Collected data:
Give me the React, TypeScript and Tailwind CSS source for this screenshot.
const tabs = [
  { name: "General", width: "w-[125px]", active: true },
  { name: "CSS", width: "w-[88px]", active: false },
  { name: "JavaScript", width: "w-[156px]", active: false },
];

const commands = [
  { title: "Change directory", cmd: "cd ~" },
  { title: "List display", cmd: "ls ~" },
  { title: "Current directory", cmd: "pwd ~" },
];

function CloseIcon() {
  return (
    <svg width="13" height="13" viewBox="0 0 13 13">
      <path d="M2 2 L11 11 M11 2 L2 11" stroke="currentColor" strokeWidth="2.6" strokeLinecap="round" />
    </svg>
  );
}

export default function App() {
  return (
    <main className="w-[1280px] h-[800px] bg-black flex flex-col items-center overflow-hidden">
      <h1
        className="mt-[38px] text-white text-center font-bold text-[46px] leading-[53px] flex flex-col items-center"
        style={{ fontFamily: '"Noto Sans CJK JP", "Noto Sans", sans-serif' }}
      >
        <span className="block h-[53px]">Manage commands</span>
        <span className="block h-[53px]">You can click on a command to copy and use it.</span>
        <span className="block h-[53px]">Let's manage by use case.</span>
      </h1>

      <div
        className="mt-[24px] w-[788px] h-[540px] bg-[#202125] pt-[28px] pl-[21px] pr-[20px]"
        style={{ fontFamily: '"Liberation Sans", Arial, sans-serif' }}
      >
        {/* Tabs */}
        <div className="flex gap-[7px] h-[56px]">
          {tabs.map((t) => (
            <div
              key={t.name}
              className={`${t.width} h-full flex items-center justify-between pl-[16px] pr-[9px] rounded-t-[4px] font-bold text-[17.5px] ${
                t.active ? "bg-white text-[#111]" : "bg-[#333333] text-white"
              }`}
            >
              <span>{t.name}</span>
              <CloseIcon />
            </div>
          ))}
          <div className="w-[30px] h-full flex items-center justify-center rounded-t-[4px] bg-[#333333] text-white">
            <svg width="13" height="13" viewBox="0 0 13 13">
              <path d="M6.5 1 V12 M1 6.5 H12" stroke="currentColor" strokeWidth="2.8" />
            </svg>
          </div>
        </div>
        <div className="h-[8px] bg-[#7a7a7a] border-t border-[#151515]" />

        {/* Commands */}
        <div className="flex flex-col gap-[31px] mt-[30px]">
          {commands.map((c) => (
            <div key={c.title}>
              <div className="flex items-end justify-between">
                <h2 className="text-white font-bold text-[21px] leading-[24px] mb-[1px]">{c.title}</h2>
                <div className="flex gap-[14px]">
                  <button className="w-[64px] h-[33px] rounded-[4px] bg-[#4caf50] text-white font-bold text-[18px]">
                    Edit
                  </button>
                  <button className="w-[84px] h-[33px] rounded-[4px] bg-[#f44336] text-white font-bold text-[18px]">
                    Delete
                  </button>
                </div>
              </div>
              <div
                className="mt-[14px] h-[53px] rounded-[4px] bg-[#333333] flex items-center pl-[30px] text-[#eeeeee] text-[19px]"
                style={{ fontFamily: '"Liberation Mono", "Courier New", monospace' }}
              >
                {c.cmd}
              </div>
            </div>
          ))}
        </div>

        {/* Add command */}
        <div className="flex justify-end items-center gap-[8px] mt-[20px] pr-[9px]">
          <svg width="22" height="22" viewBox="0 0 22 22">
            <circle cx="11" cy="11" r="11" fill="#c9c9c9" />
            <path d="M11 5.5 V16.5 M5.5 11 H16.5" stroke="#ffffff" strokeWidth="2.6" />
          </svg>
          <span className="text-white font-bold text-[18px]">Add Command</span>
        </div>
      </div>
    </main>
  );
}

Stated exercise: Your task is to repeat the data exactly; please include every line.

Problem solution:
Give me the React, TypeScript and Tailwind CSS source for this screenshot.
const tabs = [
  { name: "General", width: "w-[125px]", active: true },
  { name: "CSS", width: "w-[88px]", active: false },
  { name: "JavaScript", width: "w-[156px]", active: false },
];

const commands = [
  { title: "Change directory", cmd: "cd ~" },
  { title: "List display", cmd: "ls ~" },
  { title: "Current directory", cmd: "pwd ~" },
];

function CloseIcon() {
  return (
    <svg width="13" height="13" viewBox="0 0 13 13">
      <path d="M2 2 L11 11 M11 2 L2 11" stroke="currentColor" strokeWidth="2.6" strokeLinecap="round" />
    </svg>
  );
}

export default function App() {
  return (
    <main className="w-[1280px] h-[800px] bg-black flex flex-col items-center overflow-hidden">
      <h1
        className="mt-[38px] text-white text-center font-bold text-[46px] leading-[53px] flex flex-col items-center"
        style={{ fontFamily: '"Noto Sans CJK JP", "Noto Sans", sans-serif' }}
      >
        <span className="block h-[53px]">Manage commands</span>
        <span className="block h-[53px]">You can click on a command to copy and use it.</span>
        <span className="block h-[53px]">Let's manage by use case.</span>
      </h1>

      <div
        className="mt-[24px] w-[788px] h-[540px] bg-[#202125] pt-[28px] pl-[21px] pr-[20px]"
        style={{ fontFamily: '"Liberation Sans", Arial, sans-serif' }}
      >
        {/* Tabs */}
        <div className="flex gap-[7px] h-[56px]">
          {tabs.map((t) => (
            <div
              key={t.name}
              className={`${t.width} h-full flex items-center justify-between pl-[16px] pr-[9px] rounded-t-[4px] font-bold text-[17.5px] ${
                t.active ? "bg-white text-[#111]" : "bg-[#333333] text-white"
              }`}
            >
              <span>{t.name}</span>
              <CloseIcon />
            </div>
          ))}
          <div className="w-[30px] h-full flex items-center justify-center rounded-t-[4px] bg-[#333333] text-white">
            <svg width="13" height="13" viewBox="0 0 13 13">
              <path d="M6.5 1 V12 M1 6.5 H12" stroke="currentColor" strokeWidth="2.8" />
            </svg>
          </div>
        </div>
        <div className="h-[8px] bg-[#7a7a7a] border-t border-[#151515]" />

        {/* Commands */}
        <div className="flex flex-col gap-[31px] mt-[30px]">
          {commands.map((c) => (
            <div key={c.title}>
              <div className="flex items-end justify-between">
                <h2 className="text-white font-bold text-[21px] leading-[24px] mb-[1px]">{c.title}</h2>
                <div className="flex gap-[14px]">
                  <button className="w-[64px] h-[33px] rounded-[4px] bg-[#4caf50] text-white font-bold text-[18px]">
                    Edit
                  </button>
                  <button className="w-[84px] h-[33px] rounded-[4px] bg-[#f44336] text-white font-bold text-[18px]">
                    Delete
                  </button>
                </div>
              </div>
              <div
                className="mt-[14px] h-[53px] rounded-[4px] bg-[#333333] flex items-center pl-[30px] text-[#eeeeee] text-[19px]"
                style={{ fontFamily: '"Liberation Mono", "Courier New", monospace' }}
              >
                {c.cmd}
              </div>
            </div>
          ))}
        </div>

        {/* Add command */}
        <div className="flex justify-end items-center gap-[8px] mt-[20px] pr-[9px]">
          <svg width="22" height="22" viewBox="0 0 22 22">
            <circle cx="11" cy="11" r="11" fill="#c9c9c9" />
            <path d="M11 5.5 V16.5 M5.5 11 H16.5" stroke="#ffffff" strokeWidth="2.6" />
          </svg>
          <span className="text-white font-bold text-[18px]">Add Command</span>
        </div>
      </div>
    </main>
  );
}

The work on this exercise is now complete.